(begin)
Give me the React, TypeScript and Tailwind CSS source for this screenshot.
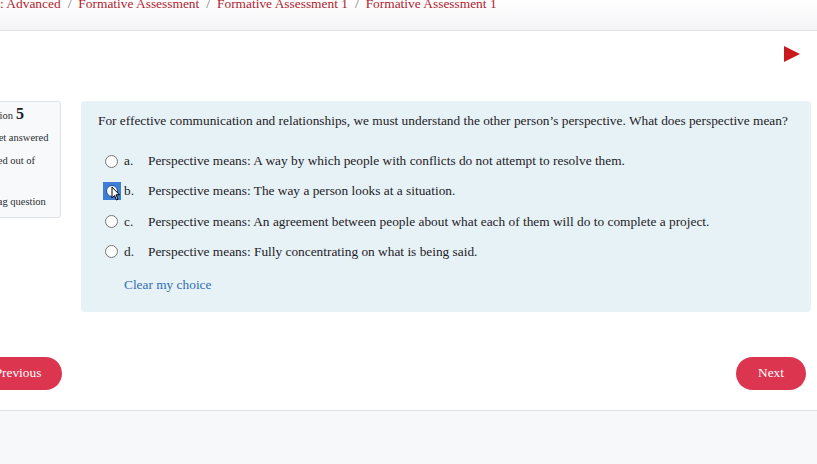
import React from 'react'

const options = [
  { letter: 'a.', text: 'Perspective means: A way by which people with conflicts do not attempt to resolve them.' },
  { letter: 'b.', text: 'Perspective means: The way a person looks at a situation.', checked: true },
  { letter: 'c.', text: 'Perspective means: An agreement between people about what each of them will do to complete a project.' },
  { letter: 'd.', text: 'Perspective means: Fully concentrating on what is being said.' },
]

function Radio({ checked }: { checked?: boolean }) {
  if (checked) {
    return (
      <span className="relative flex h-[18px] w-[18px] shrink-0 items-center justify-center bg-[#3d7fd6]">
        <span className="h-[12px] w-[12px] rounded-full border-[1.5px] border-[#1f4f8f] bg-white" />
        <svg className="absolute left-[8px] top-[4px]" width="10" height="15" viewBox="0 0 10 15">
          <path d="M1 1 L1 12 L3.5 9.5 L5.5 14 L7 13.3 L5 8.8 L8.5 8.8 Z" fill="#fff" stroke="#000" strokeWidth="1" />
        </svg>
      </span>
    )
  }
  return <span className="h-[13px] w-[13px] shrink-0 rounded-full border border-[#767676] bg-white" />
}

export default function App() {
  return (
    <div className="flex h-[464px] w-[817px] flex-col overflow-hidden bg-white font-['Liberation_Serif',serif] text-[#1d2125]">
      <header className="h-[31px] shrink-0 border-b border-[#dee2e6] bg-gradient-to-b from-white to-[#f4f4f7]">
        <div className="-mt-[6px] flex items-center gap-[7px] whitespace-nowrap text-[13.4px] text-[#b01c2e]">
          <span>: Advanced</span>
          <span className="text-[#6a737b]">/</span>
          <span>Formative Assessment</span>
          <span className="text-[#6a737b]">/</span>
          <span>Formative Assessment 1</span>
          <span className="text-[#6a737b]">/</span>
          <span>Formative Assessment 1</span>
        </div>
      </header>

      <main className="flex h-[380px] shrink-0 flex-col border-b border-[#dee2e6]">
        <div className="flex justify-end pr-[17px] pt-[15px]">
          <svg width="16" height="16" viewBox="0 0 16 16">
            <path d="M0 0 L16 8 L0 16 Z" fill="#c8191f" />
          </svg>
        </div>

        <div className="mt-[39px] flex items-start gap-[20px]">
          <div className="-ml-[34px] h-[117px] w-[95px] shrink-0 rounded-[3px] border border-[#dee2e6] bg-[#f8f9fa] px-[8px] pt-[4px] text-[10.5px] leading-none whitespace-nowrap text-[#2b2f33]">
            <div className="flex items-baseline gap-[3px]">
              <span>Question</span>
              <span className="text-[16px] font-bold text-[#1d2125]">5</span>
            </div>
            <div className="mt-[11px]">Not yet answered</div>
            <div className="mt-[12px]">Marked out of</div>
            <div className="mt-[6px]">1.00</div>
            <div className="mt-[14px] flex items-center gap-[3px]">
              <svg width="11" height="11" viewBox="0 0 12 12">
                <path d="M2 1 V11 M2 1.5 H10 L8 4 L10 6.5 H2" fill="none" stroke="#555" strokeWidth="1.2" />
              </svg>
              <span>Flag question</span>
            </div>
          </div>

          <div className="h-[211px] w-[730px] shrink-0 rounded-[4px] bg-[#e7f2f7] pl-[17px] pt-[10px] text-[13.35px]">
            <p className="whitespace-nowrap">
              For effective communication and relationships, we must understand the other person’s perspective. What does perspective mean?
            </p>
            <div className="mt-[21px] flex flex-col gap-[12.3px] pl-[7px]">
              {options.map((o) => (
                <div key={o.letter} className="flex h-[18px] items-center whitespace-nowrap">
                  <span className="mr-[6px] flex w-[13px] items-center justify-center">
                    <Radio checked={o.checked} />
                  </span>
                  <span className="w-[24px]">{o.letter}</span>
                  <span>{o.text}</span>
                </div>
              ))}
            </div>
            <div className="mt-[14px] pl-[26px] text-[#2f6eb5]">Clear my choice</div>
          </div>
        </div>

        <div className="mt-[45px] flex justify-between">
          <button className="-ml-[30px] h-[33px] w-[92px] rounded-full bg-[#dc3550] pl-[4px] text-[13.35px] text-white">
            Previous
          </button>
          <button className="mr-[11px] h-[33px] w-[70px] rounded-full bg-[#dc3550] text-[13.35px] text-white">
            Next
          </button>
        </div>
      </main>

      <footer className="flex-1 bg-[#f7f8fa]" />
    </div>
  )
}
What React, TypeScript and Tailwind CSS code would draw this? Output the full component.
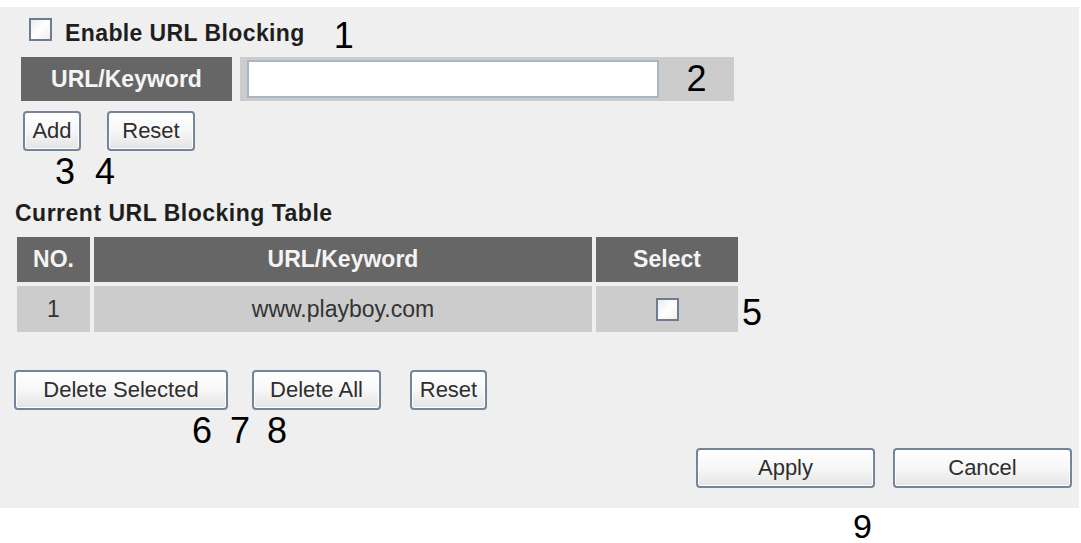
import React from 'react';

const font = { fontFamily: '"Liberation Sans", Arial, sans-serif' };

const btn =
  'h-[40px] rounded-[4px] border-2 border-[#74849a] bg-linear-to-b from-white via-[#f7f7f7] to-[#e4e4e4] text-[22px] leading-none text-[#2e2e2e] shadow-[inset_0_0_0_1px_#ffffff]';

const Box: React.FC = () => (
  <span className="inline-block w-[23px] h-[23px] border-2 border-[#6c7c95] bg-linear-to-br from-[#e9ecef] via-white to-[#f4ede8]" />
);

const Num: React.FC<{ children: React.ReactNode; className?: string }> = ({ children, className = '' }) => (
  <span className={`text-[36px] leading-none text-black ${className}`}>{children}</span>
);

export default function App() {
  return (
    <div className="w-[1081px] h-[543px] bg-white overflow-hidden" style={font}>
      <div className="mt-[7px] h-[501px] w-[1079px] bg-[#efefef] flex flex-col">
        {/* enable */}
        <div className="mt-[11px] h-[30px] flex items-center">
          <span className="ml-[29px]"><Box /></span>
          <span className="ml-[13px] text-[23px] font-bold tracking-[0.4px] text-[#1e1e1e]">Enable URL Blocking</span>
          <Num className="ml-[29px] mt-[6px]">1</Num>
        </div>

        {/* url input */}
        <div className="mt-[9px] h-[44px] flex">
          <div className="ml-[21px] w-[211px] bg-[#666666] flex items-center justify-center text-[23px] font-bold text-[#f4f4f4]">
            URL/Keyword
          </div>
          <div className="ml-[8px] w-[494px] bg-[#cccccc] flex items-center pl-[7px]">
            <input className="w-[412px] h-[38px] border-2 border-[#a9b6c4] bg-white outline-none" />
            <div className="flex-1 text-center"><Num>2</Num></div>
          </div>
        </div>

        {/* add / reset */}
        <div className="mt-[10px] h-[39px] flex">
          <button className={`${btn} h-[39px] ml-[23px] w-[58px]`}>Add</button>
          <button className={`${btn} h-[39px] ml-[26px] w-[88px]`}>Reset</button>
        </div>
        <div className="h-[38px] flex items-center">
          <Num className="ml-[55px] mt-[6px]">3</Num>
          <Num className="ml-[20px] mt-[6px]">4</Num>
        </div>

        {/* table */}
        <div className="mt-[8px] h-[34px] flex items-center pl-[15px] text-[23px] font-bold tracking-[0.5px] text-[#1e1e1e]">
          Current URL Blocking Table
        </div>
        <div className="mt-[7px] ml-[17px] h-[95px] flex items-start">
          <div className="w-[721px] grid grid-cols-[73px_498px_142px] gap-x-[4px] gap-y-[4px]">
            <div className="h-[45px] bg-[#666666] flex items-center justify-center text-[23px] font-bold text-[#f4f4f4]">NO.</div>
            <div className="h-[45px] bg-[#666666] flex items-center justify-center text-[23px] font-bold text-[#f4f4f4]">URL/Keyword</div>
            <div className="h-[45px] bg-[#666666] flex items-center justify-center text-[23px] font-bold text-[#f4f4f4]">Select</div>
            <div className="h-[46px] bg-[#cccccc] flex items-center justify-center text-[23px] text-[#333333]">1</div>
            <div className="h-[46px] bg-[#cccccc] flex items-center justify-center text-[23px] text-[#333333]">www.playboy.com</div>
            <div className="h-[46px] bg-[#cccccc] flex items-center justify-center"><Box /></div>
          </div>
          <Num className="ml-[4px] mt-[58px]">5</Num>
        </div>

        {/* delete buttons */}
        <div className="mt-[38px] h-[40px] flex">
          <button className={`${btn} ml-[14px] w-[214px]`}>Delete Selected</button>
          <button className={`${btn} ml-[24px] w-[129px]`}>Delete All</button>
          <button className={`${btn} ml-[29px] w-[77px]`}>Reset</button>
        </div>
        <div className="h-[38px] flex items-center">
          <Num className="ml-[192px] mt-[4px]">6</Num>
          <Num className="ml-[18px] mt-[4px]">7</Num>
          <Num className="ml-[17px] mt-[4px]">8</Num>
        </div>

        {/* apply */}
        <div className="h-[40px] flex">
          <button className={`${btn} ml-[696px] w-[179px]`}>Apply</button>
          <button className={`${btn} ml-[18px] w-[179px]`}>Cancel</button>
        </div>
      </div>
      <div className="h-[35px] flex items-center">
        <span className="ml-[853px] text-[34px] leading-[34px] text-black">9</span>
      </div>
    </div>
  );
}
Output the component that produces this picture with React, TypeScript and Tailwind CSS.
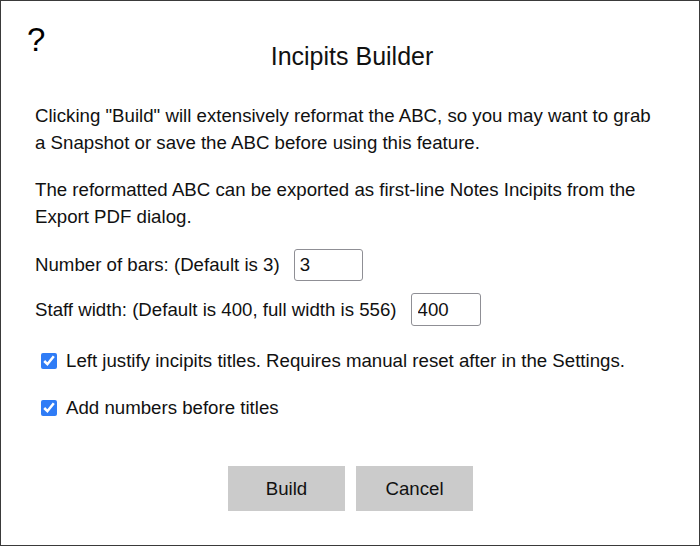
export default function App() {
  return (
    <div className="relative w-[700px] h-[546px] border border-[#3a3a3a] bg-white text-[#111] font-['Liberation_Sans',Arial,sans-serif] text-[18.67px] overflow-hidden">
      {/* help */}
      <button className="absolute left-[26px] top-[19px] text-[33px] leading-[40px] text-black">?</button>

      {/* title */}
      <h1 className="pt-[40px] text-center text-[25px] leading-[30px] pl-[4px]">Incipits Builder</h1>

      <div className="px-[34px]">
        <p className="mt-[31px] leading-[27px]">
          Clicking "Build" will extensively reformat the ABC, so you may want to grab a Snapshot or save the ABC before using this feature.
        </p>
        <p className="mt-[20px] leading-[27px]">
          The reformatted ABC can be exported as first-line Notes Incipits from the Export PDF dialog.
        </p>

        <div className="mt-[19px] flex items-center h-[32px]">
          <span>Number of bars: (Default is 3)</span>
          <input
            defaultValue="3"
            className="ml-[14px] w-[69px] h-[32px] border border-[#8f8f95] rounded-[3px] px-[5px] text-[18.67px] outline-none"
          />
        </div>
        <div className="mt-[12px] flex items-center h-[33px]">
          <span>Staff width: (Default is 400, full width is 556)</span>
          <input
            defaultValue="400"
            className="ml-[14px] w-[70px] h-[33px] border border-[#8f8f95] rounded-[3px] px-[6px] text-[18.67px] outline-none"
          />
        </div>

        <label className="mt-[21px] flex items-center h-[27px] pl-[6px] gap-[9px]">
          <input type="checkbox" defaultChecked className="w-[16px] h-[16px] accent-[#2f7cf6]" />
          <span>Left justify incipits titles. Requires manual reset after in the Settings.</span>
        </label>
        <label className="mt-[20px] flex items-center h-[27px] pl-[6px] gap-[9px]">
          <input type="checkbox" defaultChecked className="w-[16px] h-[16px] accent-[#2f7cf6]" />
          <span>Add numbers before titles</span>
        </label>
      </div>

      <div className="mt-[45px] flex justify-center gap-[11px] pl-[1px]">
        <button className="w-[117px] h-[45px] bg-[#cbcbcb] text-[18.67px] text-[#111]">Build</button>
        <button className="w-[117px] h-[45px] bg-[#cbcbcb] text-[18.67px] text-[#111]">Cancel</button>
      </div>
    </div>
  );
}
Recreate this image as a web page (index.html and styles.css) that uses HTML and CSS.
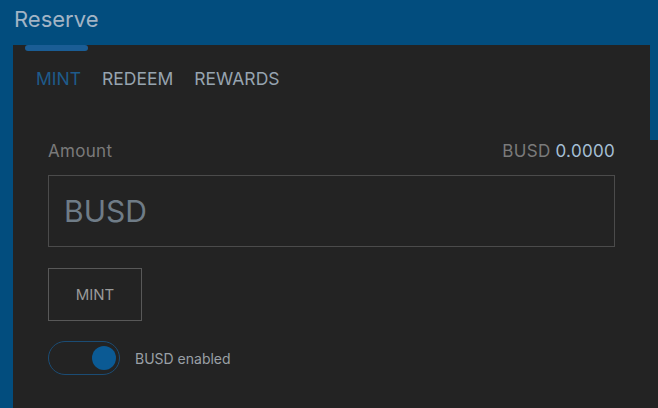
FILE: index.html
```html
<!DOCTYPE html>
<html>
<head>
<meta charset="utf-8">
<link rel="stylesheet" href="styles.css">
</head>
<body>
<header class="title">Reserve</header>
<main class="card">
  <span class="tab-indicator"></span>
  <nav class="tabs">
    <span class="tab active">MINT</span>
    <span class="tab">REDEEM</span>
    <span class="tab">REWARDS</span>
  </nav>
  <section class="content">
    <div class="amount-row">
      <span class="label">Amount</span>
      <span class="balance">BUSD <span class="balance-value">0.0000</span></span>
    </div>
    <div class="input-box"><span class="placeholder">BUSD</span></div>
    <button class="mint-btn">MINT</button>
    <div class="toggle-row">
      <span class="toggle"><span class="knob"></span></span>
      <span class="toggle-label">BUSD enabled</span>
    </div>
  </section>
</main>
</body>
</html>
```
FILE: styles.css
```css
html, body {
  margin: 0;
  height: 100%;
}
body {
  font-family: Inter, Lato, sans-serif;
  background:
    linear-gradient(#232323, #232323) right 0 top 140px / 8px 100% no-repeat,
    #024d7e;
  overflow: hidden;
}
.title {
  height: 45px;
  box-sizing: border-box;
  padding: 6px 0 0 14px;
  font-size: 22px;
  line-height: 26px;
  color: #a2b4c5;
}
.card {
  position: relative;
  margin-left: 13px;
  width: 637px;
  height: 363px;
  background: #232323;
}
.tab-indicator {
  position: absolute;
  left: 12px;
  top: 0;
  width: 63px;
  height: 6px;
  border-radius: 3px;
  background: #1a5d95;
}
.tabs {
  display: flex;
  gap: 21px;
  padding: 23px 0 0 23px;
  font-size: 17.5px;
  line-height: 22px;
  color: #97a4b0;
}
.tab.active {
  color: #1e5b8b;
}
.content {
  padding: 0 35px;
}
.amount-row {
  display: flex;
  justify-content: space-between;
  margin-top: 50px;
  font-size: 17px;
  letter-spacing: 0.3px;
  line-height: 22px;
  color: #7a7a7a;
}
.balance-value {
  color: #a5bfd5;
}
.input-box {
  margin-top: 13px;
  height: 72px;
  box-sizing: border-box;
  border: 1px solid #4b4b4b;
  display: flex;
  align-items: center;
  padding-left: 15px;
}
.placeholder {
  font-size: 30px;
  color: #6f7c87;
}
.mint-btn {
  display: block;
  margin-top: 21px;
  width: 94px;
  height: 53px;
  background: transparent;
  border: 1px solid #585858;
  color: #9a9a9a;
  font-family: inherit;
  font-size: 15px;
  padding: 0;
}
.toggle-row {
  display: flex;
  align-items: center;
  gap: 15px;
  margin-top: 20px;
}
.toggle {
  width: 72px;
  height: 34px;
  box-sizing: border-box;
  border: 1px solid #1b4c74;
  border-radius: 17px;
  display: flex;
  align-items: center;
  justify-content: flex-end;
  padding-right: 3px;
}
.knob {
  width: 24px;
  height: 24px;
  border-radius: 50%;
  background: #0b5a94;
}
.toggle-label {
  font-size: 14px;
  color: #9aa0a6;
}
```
(end)
Repeat only the lines from the one with "Output the component" down to the one with "text-center text-[25px] leading-[30px]", word for word and both included, and leave the pictures out.

» Written response:
Output the component that produces this picture with React, TypeScript and Tailwind CSS.
export default function App() {
  return (
    <div className="relative w-[700px] h-[546px] border border-[#3a3a3a] bg-white text-[#111] font-['Liberation_Sans',Arial,sans-serif] text-[18.67px] overflow-hidden">
      {/* help */}
      <button className="absolute left-[26px] top-[19px] text-[33px] leading-[40px] text-black">?</button>

      {/* title */}
      <h1 className="pt-[40px] text-center text-[25px] leading-[30px] pl-[4px]">Incipits Builder</h1>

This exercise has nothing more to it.